42 thoughts on “The Minimalist Parent

Add yours

  1. That’s so lovely. I keep trying to explain this to people, but you’ve done it so well… maybe I’ll just point them at this.
    ( Because I can’t figure out how to make WordPress put that link in my title.)

  2. How I wish we’d have requested that people NOT buy us things before Kieran was born. We had so much stuff lying around unused and unwanted, it was silly. (by the way – I’d love to see a post from you on how being worn = tummy time!)

  3. How beautiful. I often feel we have too much “stuff,” much of it given to us from well-meaning individuals. I now have a running donation bag of children’s things and have given many of the other things (bouncer, swing) to friends that use them. It is true, though, that a good carrier is priceless in SO many ways – ease, comfort, closeness – I too would be at a loss without mine! You inspire me to continue to cut down, cut back, and use what we have at hand – thank you.

  4. Good for you! In a way, I don’t like all the baby stuff. An alternative is buying used items. For instance, I enjoy the changing table that my mom bought at a yard sale for $7. It’s best, in every way, to reduce what we buy and really think about what we use every day. Your minimalism is inspiring!!

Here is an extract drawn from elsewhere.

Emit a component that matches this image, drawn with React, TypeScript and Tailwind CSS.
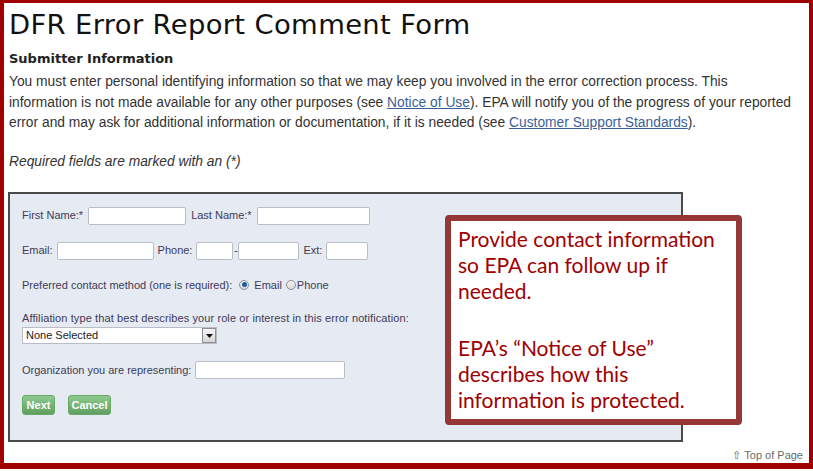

  5. What a great post! I was just thinking about this today, that we have so much stuff that we never use for my 3-month-old son. People were so generous that I feel bad not using it! Some of it, like the dozens of stuffed animals, I am sure will get plenty of use in a couple of years at teddy bear tea parties and such, but what does one do with 3 big bottles of baby oil?!

  6. Great post! I totally agree 🙂

    Sometimes I felt like I “Cheated the system” with our daughter because it DIDN’T break the bank. They’re just babies, they don’t need allllll that stuff! Mostly they just want to be near their parents. That doesn’t have to cost a thing! Or require batteries :p lol

  7. this is so beautiful and perfect!!! I aimed for it, but didn’t manage nearly as well as you. I LOVE what you’re doing. I’m so glad I got to read this. Even just reading it soothes something deep within me.

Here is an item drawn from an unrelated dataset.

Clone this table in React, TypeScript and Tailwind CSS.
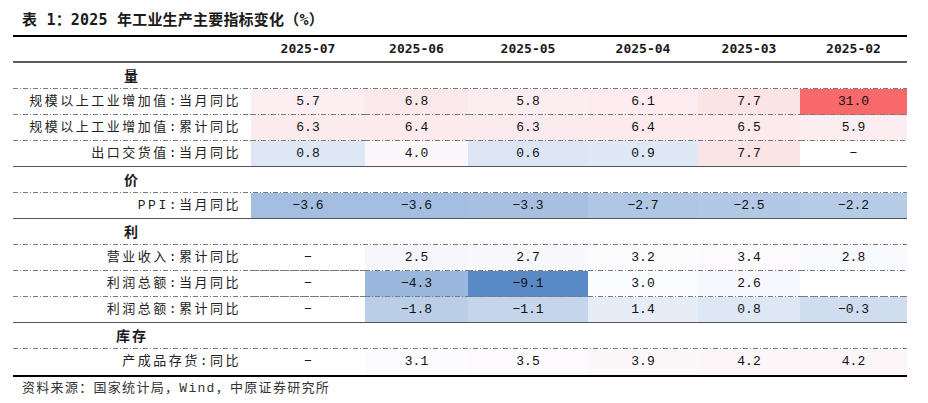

  8. Love this! And love to hear more about minimalist parenting! It’s definitely an uphill battle for us (well-meaning relatives to whom pressies = love) and a value we try to pass on to our daughter by modelling it in our own life (time+attention+affection = love) 🙂

  9. So true! We have a small home and tried to minimize the amount of “stuff” we accumulated for our daughter, but weren’t nearly as successful as you were. Our experience with our daughter has taught us that we really don’t need extra “stuff” for our future child(ren). Your post is an inspiration!

  10. Love it! That moment with your mother in law definitely resonates with me. We are a family of five in a 2 bedroom home and have decided to stay in it. We’d rather we all learn how to get through the rough spots together rather than moving to a bigger space where we can evade the really hard relational work. Though I frequently have to remind myself of that! 🙂

  11. When I started out, I had far more “stuff” than I do now. I didn’t really want it, but I didn’t know, as a first time parent, what to get- what was really a necessity and what was hype. We need so much less than what I ever expected!

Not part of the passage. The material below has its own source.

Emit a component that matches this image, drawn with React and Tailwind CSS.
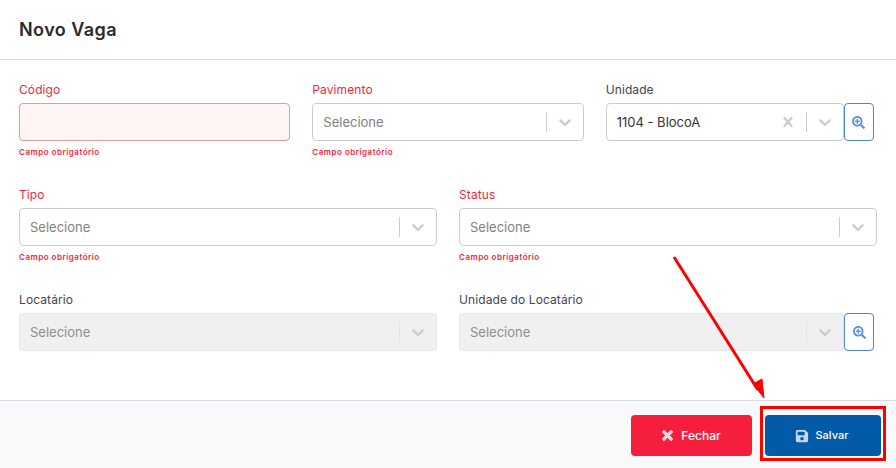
import { FaTimes, FaSave, FaSearchPlus } from "react-icons/fa";

const font = "font-['Inter','Noto_Sans',sans-serif]";

function Chevron() {
  return (
    <svg width="20" height="20" viewBox="0 0 20 20" className="text-[#cccccc]" fill="currentColor">
      <path d="M4.516 7.548c.436-.446 1.043-.481 1.576 0L10 11.295l3.908-3.747c.533-.481 1.141-.446 1.574 0 .436.445.408 1.197 0 1.615-.406.418-4.695 4.502-4.695 4.502a1.095 1.095 0 0 1-1.576 0S4.924 9.581 4.516 9.163s-.436-1.17 0-1.615z" />
    </svg>
  );
}

function Clear() {
  return (
    <svg width="20" height="20" viewBox="0 0 20 20" className="text-[#cccccc]" fill="currentColor">
      <path d="M14.348 14.849a1.2 1.2 0 0 1-1.697 0L10 11.819l-2.651 3.029a1.2 1.2 0 1 1-1.697-1.697l2.758-3.15-2.759-3.152a1.2 1.2 0 1 1 1.697-1.697L10 8.183l2.651-3.031a1.2 1.2 0 1 1 1.697 1.697l-2.758 3.152 2.758 3.15a1.2 1.2 0 0 1 0 1.698z" />
    </svg>
  );
}

function Field({ label, error, children, className = "" }) {
  return (
    <div className={className}>
      <div className={`text-[12px] leading-[14px] h-[14px] mb-[6px] tracking-[0.1px] ${error ? "text-[#f51f3d]" : "text-[#3f4450]"}`}>{label}</div>
      {children}
      {error && <div className="mt-[6px] text-[8px] leading-[10px] font-semibold tracking-[0.5px] text-[#f51f3d]">Campo obrigatório</div>}
    </div>
  );
}

function Select({ value, disabled, clear }) {
  return (
    <div className={`flex-1 min-w-0 h-[38px] rounded-[4px] border flex items-center ${disabled ? "bg-[#f0f0f0] border-[#e6e6e6]" : "bg-white border-[#cccccc]"}`}>
      <div className={`flex-1 pl-[10px] pt-[2px] text-[13px] ${value ? "text-[#333333]" : disabled ? "text-[#8f8f8f]" : "text-[#808080]"}`}>
        {value || "Selecione"}
      </div>
      {clear && <div className="px-[8px] flex"><Clear /></div>}
      <div className={`w-px h-[20px] ${disabled ? "bg-[#e3e3e3]" : "bg-[#cccccc]"}`} />
      <div className="px-[8px] flex"><Chevron /></div>
    </div>
  );
}

function SearchBtn() {
  return (
    <div className="w-[30px] h-[38px] shrink-0 rounded-[4px] border border-[#4a86d0] bg-white flex items-center justify-center text-[#5b93d6]">
      <FaSearchPlus size={13} />
    </div>
  );
}

export default function App() {
  return (
    <div className={`${font} relative w-[896px] h-[468px] bg-white overflow-hidden flex flex-col`}>
      <div className="h-[60px] shrink-0 border-b border-[#dcdcdc] px-[19px] flex items-center">
        <h1 className="text-[18px] font-semibold tracking-[0.45px] text-[#2b2b2b]">Novo Vaga</h1>
      </div>

      <div className="flex-1 px-[19px] pt-[23px]">
        <div className="grid grid-cols-3 gap-x-[22px] w-[858px] h-[105px]">
          <Field label="Código" error>
            <div className="h-[38px] rounded-[4px] border border-[#e59a9f] bg-[#fff5f4]" />
          </Field>
          <Field label="Pavimento" error>
            <Select />
          </Field>
          <Field label="Unidade">
            <div className="flex w-[268px]">
              <Select value="1104 - BlocoA" clear />
              <SearchBtn />
            </div>
          </Field>
        </div>
        <div className="grid grid-cols-2 gap-x-[22px] w-[858px] h-[105px]">
          <Field label="Tipo" error>
            <Select />
          </Field>
          <Field label="Status" error>
            <Select />
          </Field>
        </div>
        <div className="grid grid-cols-2 gap-x-[22px] w-[858px]">
          <Field label="Locatário">
            <Select disabled />
          </Field>
          <Field label="Unidade do Locatário">
            <div className="flex w-[415px]">
              <Select disabled />
              <SearchBtn />
            </div>
          </Field>
        </div>
      </div>

      <div className="h-[68px] shrink-0 border-t border-[#d9dbe0] bg-[#f8f9fb] flex justify-end items-start pt-[14px] pr-[15px] gap-[13px]">
        <button className="w-[121px] h-[41px] rounded-[4px] bg-[#f51f3d] text-white text-[12px] font-medium flex items-center justify-center gap-[6px] pr-[2px]">
          <FaTimes size={15} className="text-[#fbd0d6] stroke-[30px]" />
          Fechar
        </button>
        <button className="w-[116px] h-[41px] rounded-[4px] bg-[#035aa6] text-white text-[11px] font-medium flex items-center justify-center gap-[7px] pr-[3px]">
          <FaSave size={14} className="text-[#c5d8ea]" />
          Salvar
        </button>
      </div>

      {/* annotation over the screenshot */}
      <div className="absolute left-[760px] top-[406px] w-[126px] h-[55px] border-[3px] border-[#ff0000]" />
      <svg className="absolute left-0 top-0 pointer-events-none" width="896" height="468">
        <line x1="674" y1="257" x2="758" y2="390" stroke="#ff0000" strokeWidth="3" />
        <polygon points="764,398 753,384 762,379" fill="#ff0000" stroke="#ff0000" strokeWidth="1" />
      </svg>
    </div>
  );
}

  12. Awesome! This is certainly what I planned and envisioned for myself before giving birth.

    Unfortunately I have found mothering to be a lot more challenging than I expected. Maybe it’s because my little angel is particularly high needs (hopefully not because I just suck at this), but I found a sling (and five other carriers) didn’t cut it and I needed a whole lot of other stuff to help me out.

    I just posted about my take on parenting essentials here: Baby Gear Guide

  13. I love this post! I got pregnant when we were living in a STUDIO apartment, and you’d better believe we got plenty of comments about when we would “have” to move. As it turned out, we did move before the baby was born — because our apartment flooded in a storm! But we moved to a 1-bedroom and were cozy there till we bought our condo last year. Now we have 2 bedrooms but have yet to use the second bedroom as a kids room. Only now with a second kid on the way have we resolved to get it set up for the kids’ use as well.

    The POINT is…ha ha…it’s meant we’ve had to be very intentional about what gear and toys and such we accept into our home, or choose to get rid of soon after receiving. 😉 But I’ve always been surprised that anyone thinks babies cost a lot of money. I think maybe teens do or something, but babies? With breasts and a good (but inexpensive) sling and cosleeping, you can really make do on very little added cost. Our first year I found out we saved more through our tax deduction than we’d spent on our baby! 🙂

  14. It’s amazing to see what we CAN live without. I’m pretty sure I have all that crap, aside from maybe the changing table. My house is tiny, and all along I’ve somehow found little places to stuff it. What was I THINKING!!

    I know what I was thinking. “I have no idea what I’m doing, I don’t know anything about babies, if they say I need it then I guess I need it”

    Things are so going to be different when baby number 2 comes along!